Add the full cost of what it takes an employee to create a product or complete a service. This includes their wages, taxes, and benefits. Then divide that total by the number of hours an employee works.
A direct labor rate is every cost that contributes to the creation of a product or service. This includes the cost of labor, payroll taxes, and benefits, but does not include the cost of managerial or support roles. Use the calculator above to determine an employee’s billable cost per hour.
To calculate the labor burden, add each employee’s wages, payroll taxes, and benefits to an employer’s annual overhead costs (building costs, property taxes, utilities, equipment, insurance, and benefits). Then divide that total by the employer’s number of employees.
A benefits package is worth about 30 percent of an employee’s salary. A benefits package includes not only health insurance, but worker’s compensation insurance, disability insurance, paid leave, retirement savings, and more.

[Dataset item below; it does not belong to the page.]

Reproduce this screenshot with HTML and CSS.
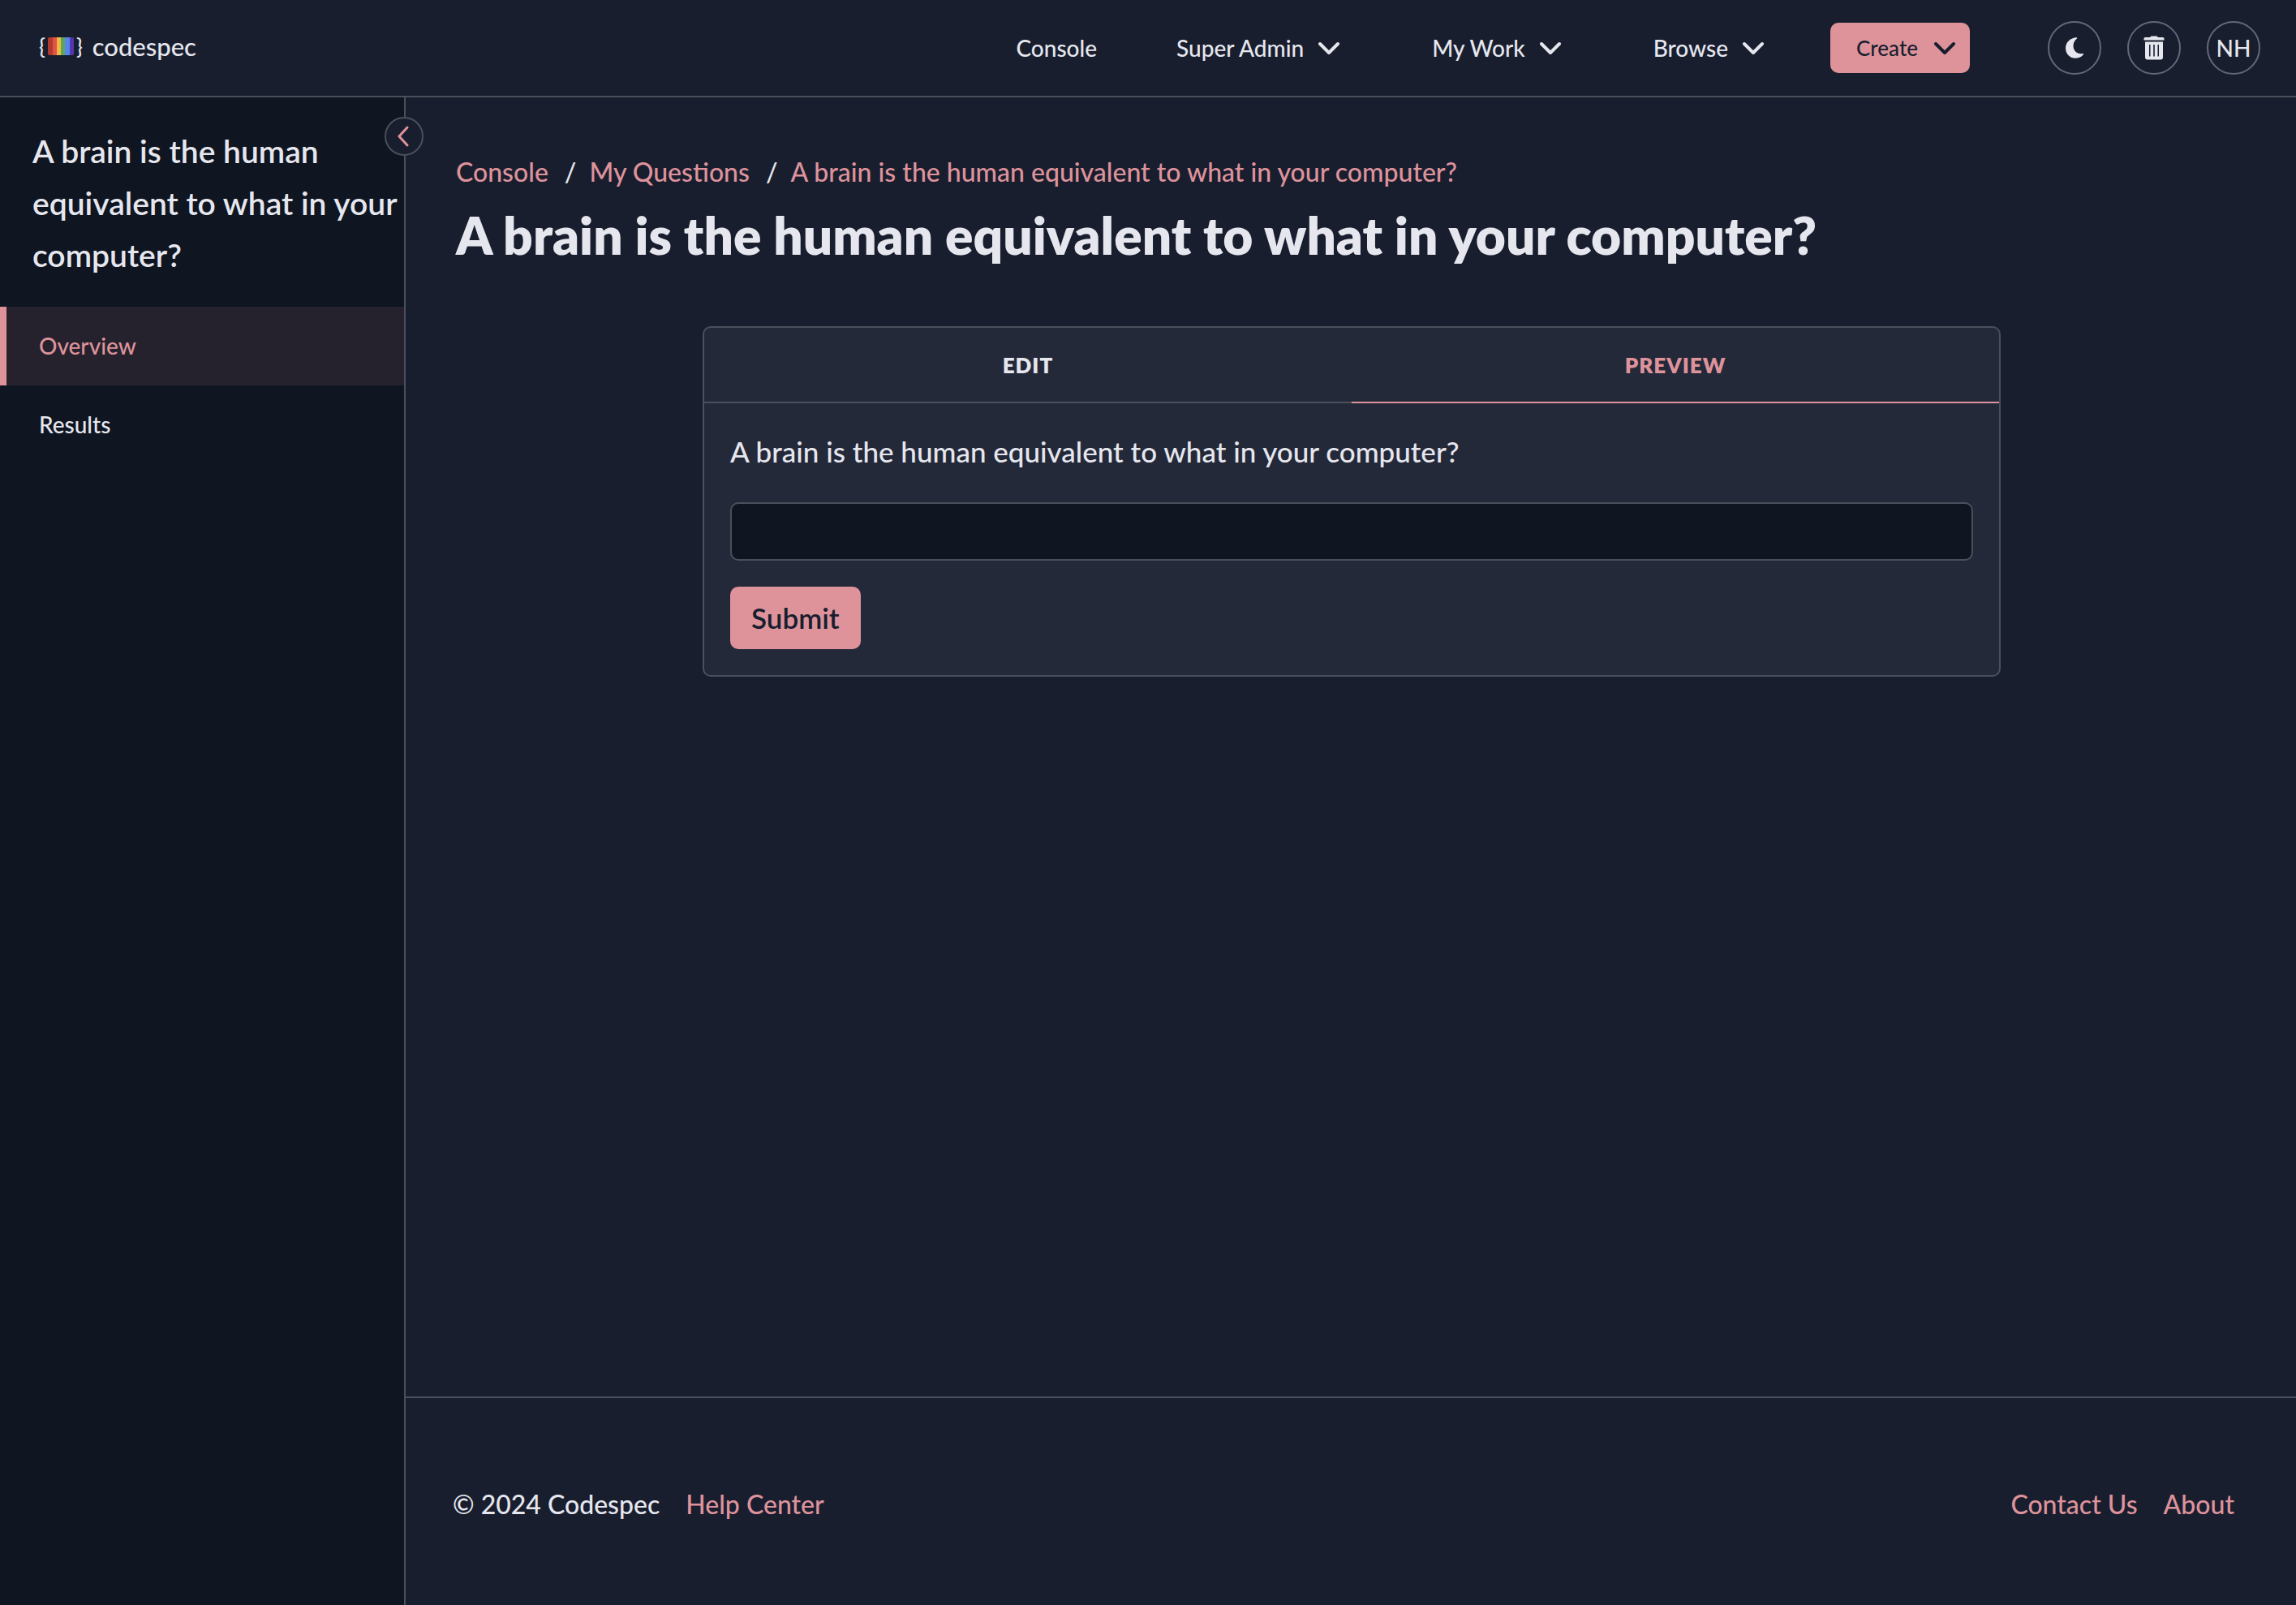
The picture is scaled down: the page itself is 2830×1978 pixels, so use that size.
FILE: index.html
```html
<!DOCTYPE html>
<html lang="en">
<head>
  <meta charset="utf-8">
  <meta name="viewport" content="width=device-width, initial-scale=1">
  <title>A brain is the human equivalent to what in your computer? | Codespec</title>
  <link rel="stylesheet" href="styles.css">
</head>
<body>
  <header class="topbar">
    <a class="brand" href="#">
      <span class="brand-mark">
        <span>{</span>
        <svg class="brand-bars" viewBox="0 0 32 22" aria-hidden="true">
          <clipPath id="bars"><rect width="32" height="22" rx="2"/></clipPath>
          <g clip-path="url(#bars)">
            <rect width="6" height="22" fill="#b23a2e"/>
            <rect x="6" width="5" height="22" fill="#dc5548"/>
            <rect x="11" width="5" height="22" fill="#f2b93f"/>
            <rect x="16" width="5" height="22" fill="#5ba55f"/>
            <rect x="21" width="6" height="22" fill="#5684ee"/>
            <rect x="27" width="5" height="22" fill="#5636ad"/>
          </g>
        </svg>
        <span>}</span>
      </span>
      <span>codespec</span>
    </a>
    <nav class="menu" aria-label="Main">
      <a class="menu-item" href="#">Console</a>
      <button class="menu-item" type="button">Super Admin
        <svg class="chevron" viewBox="0 0 26 16" aria-hidden="true"><path d="M2 3l11 11L24 3"/></svg>
      </button>
      <button class="menu-item" type="button">My Work
        <svg class="chevron" viewBox="0 0 26 16" aria-hidden="true"><path d="M2 3l11 11L24 3"/></svg>
      </button>
      <button class="menu-item" type="button">Browse
        <svg class="chevron" viewBox="0 0 26 16" aria-hidden="true"><path d="M2 3l11 11L24 3"/></svg>
      </button>
      <button class="create" type="button">Create
        <svg class="chevron" viewBox="0 0 26 16" aria-hidden="true"><path d="M2 3l11 11L24 3"/></svg>
      </button>
    </nav>
    <div class="tools">
      <button class="round" type="button" aria-label="Dark theme">
        <svg width="24" height="28" viewBox="0 0 24 28" aria-hidden="true"><path fill="currentColor" d="M14.500 1.200C7 1.500 1 7 1 14.200C1 21.400 6.500 26.800 13.500 26.800C17.500 26.800 21 25 23 22.100C23.400 21.500 22.900 20.900 22.200 21C15.500 22 10.500 18 10.500 11.500C10.500 7.800 12.200 4.600 15 2.500C15.600 2 15.300 1.200 14.500 1.200Z"/></svg>
      </button>
      <button class="round" type="button" aria-label="Trash">
        <svg width="26" height="30" viewBox="0 0 26 30" aria-hidden="true">
          <path fill="currentColor" d="M2 2H8L9.500 0.500H16.500L18 2H24Q25.500 2 25.500 3.500V5.500H0.500V3.500Q0.500 2 2 2Z"/>
          <path fill="currentColor" fill-rule="evenodd" d="M2 7.500H24V26.500Q24 29.500 21 29.500H5Q2 29.500 2 26.500ZM7 11V25.500H8.500V11ZM12.200 11V25.500H13.800V11ZM17.500 11V25.500H19V11Z"/>
        </svg>
      </button>
      <button class="round" type="button" aria-label="Account NH">NH</button>
    </div>
  </header>

  <div class="shell">
    <aside class="sidebar">
      <button class="collapse" type="button" aria-label="Collapse sidebar">
        <svg width="14" height="26" viewBox="0 0 14 26" aria-hidden="true"><path d="M12 2L2 13l10 11"/></svg>
      </button>
      <h2 class="sidebar-title">A brain is the human equivalent to what in your computer?</h2>
      <nav class="side-links" aria-label="Question">
        <a class="side-link is-active" href="#" aria-current="page">Overview</a>
        <a class="side-link" href="#">Results</a>
      </nav>
    </aside>

    <div class="page">
      <main class="content">
        <nav aria-label="Breadcrumb">
          <ol class="crumbs">
            <li><a href="#">Console</a></li>
            <li><a href="#">My Questions</a></li>
            <li><a href="#">A brain is the human equivalent to what in your computer?</a></li>
          </ol>
        </nav>
        <h1 class="title">A brain is the human equivalent to what in your computer?</h1>

        <section class="card">
          <div class="tabs" role="tablist">
            <button class="tab" type="button" role="tab" aria-selected="false">EDIT</button>
            <button class="tab is-active" type="button" role="tab" aria-selected="true">PREVIEW</button>
          </div>
          <form class="question">
            <label for="answer">A brain is the human equivalent to what in your computer?</label>
            <input class="answer" id="answer" type="text">
            <button class="submit" type="button">Submit</button>
          </form>
        </section>
      </main>

      <footer class="footer">
        <div class="footer-group">
          <span>© 2024 Codespec</span>
          <a href="#">Help Center</a>
        </div>
        <div class="footer-group">
          <a href="#">Contact Us</a>
          <a href="#">About</a>
        </div>
      </footer>
    </div>
  </div>
</body>
</html>
```
FILE: styles.css
```css
:root {
  --bg: #191e2f;
  --bg-deep: #0f1521;
  --bg-card: #24293a;
  --line: #4b4f5c;
  --text: #e6e7ee;
  --accent: #de939b;
}

* {
  box-sizing: border-box;
}

body {
  margin: 0;
  min-height: 100vh;
  display: flex;
  flex-direction: column;
  background: var(--bg);
  color: var(--text);
  font-family: Lato, "Liberation Sans", sans-serif;
  font-size: 32px;
  font-weight: 500;
  line-height: 48px;
}

a {
  color: var(--accent);
  text-decoration: none;
}

button,
input {
  margin: 0;
  padding: 0;
  border: 0;
  background: none;
  color: inherit;
  font: inherit;
}

svg {
  display: block;
  flex: none;
}

/* Top bar */
.topbar {
  display: flex;
  align-items: center;
  height: 120px;
  padding: 0 44px 0 48px;
  border-bottom: 2px solid var(--line);
  font-size: 28px;
}

.brand {
  display: flex;
  align-items: center;
  gap: 12px;
  margin-right: auto;
  padding-bottom: 4px;
  color: var(--text);
  font-size: 31px;
}

.brand-mark {
  display: flex;
  align-items: center;
  gap: 3px;
  font-size: 26px;
}

.brand-bars {
  width: 32px;
  height: 22px;
}

.menu {
  display: flex;
  align-items: center;
}

.menu-item {
  display: flex;
  align-items: center;
  gap: 18px;
  margin-right: 114px;
  color: var(--text);
}

a.menu-item {
  margin-right: 98px;
}

.menu-item:nth-child(4) {
  margin-right: 82px;
}

.chevron {
  width: 26px;
  height: 16px;
}

.chevron path,
.collapse path {
  fill: none;
  stroke: currentColor;
  stroke-width: 4;
  stroke-linecap: round;
  stroke-linejoin: round;
}

.collapse path {
  stroke-width: 3;
}

.create {
  display: flex;
  align-items: center;
  justify-content: space-between;
  width: 172px;
  height: 62px;
  padding: 0 18px 0 32px;
  border-radius: 10px;
  background: var(--accent);
  color: var(--bg);
  font-size: 26px;
}

.tools {
  display: flex;
  gap: 32px;
  margin-left: 96px;
}

.round {
  display: flex;
  align-items: center;
  justify-content: center;
  width: 66px;
  height: 66px;
  border: 2px solid #62677a;
  border-radius: 50%;
}

/* Sidebar */
.shell {
  flex: 1;
  display: flex;
}

.sidebar {
  position: relative;
  flex: none;
  width: 500px;
  border-right: 2px solid var(--line);
  background: var(--bg-deep);
}

.collapse {
  position: absolute;
  top: 24px;
  right: -24px;
  display: flex;
  align-items: center;
  justify-content: center;
  width: 48px;
  height: 48px;
  padding-right: 3px;
  border: 2px solid var(--line);
  border-radius: 50%;
  background: var(--bg);
  color: var(--accent);
}

.sidebar-title {
  margin: 0;
  padding: 34px 0 32px 40px;
  font-size: 39px;
  font-weight: 600;
  line-height: 64px;
}

.side-link {
  display: block;
  padding: 24px 40px 25px;
  border-left: 8px solid transparent;
  color: var(--text);
  font-size: 28px;
}

.side-link.is-active {
  border-left-color: var(--accent);
  background: #25222d;
  color: var(--accent);
}

/* Page */
.page {
  flex: 1;
  display: flex;
  flex-direction: column;
}

.content {
  flex: 1;
  padding: 68px 60px 68px 62px;
}

.crumbs {
  display: flex;
  margin: 0;
  padding: 0;
  list-style: none;
}

.crumbs li + li::before {
  content: "/";
  padding: 0 16px 0 20px;
}

.title {
  margin: 6px 0 64px;
  font-size: 64px;
  font-weight: 800;
  line-height: 96px;
}

.card {
  max-width: 1600px;
  margin: 0 auto;
  border: 2px solid var(--line);
  border-radius: 10px;
  background: var(--bg-card);
}

.tabs {
  display: flex;
}

.tab {
  flex: 1;
  padding: 22px 0 21px;
  border-bottom: 2px solid var(--line);
  font-size: 26px;
  font-weight: 800;
  letter-spacing: 1px;
}

.tab.is-active {
  border-bottom-color: var(--accent);
  color: var(--accent);
}

.question {
  display: flex;
  flex-direction: column;
  align-items: flex-start;
  gap: 32px;
  padding: 32px;
  font-size: 35px;
}

.question label {
  padding-bottom: 4px;
  line-height: 54px;
}

.answer {
  width: 100%;
  height: 72px;
  padding: 0 16px;
  border: 2px solid var(--line);
  border-radius: 10px;
  background: var(--bg-deep);
}

.submit {
  height: 77px;
  padding: 0 26px 2px;
  border-radius: 10px;
  background: var(--accent);
  color: var(--bg);
  font-weight: 600;
}

/* Footer */
.footer {
  display: flex;
  justify-content: space-between;
  padding: 107px 76px 100px 58px;
  border-top: 2px solid var(--line);
}

.footer-group {
  display: flex;
  gap: 32px;
}
```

Payroll taxes are first calculated according to your state, as it’s your state that determines the rate at which you’re taxed. Payroll taxes also include labor cost taxes, Social Security taxes, Medicare taxes, and state and federal unemployment taxes. Use the calculator above to determine the cost of payroll taxes in your state, per employee.
Benefits account for 31.7 percent of an employee’s total cost. An employee’s total salary and wages account for 68.3 percent of their total cost. Retirement and savings account for 5.4 percent of their total cost, according to the US Department of Labor’s June 2017 Employer Costs for Employee Compensation survey. Employers should also consider an employee’s overhead percentage when determining the employee’s pay.
How much an employer pays in taxes per employee depends on the employee’s wages. For example, an employer with only part-time employees who work half the year can expect to pay figures in the hundreds, per employee. Taxes include federal unemployment taxes, Social Security taxes, Medicare taxes, state unemployment taxes, and more. Use the calculator above to determine how much an employer pays in taxes per employee.
How much a company pays for employee health insurance depends on the size of the company. As mandated by the Affordable Care Act (ACA), companies with more than 50 full-time employees must offer a company health plan or pay a tax penalty. According to a 2015 Kaiser Family Foundation study, employers pay, on average, between $5,000 and $12,000 per employee, per year for health insurance.
*Disclaimer: Please refer to a professional tax, payroll, or financial advisor regarding specific employee costs and state and federal taxes and how they impact your business. TSheets does not recommend particular financial practices and leaves those decisions to the discretion of your organization.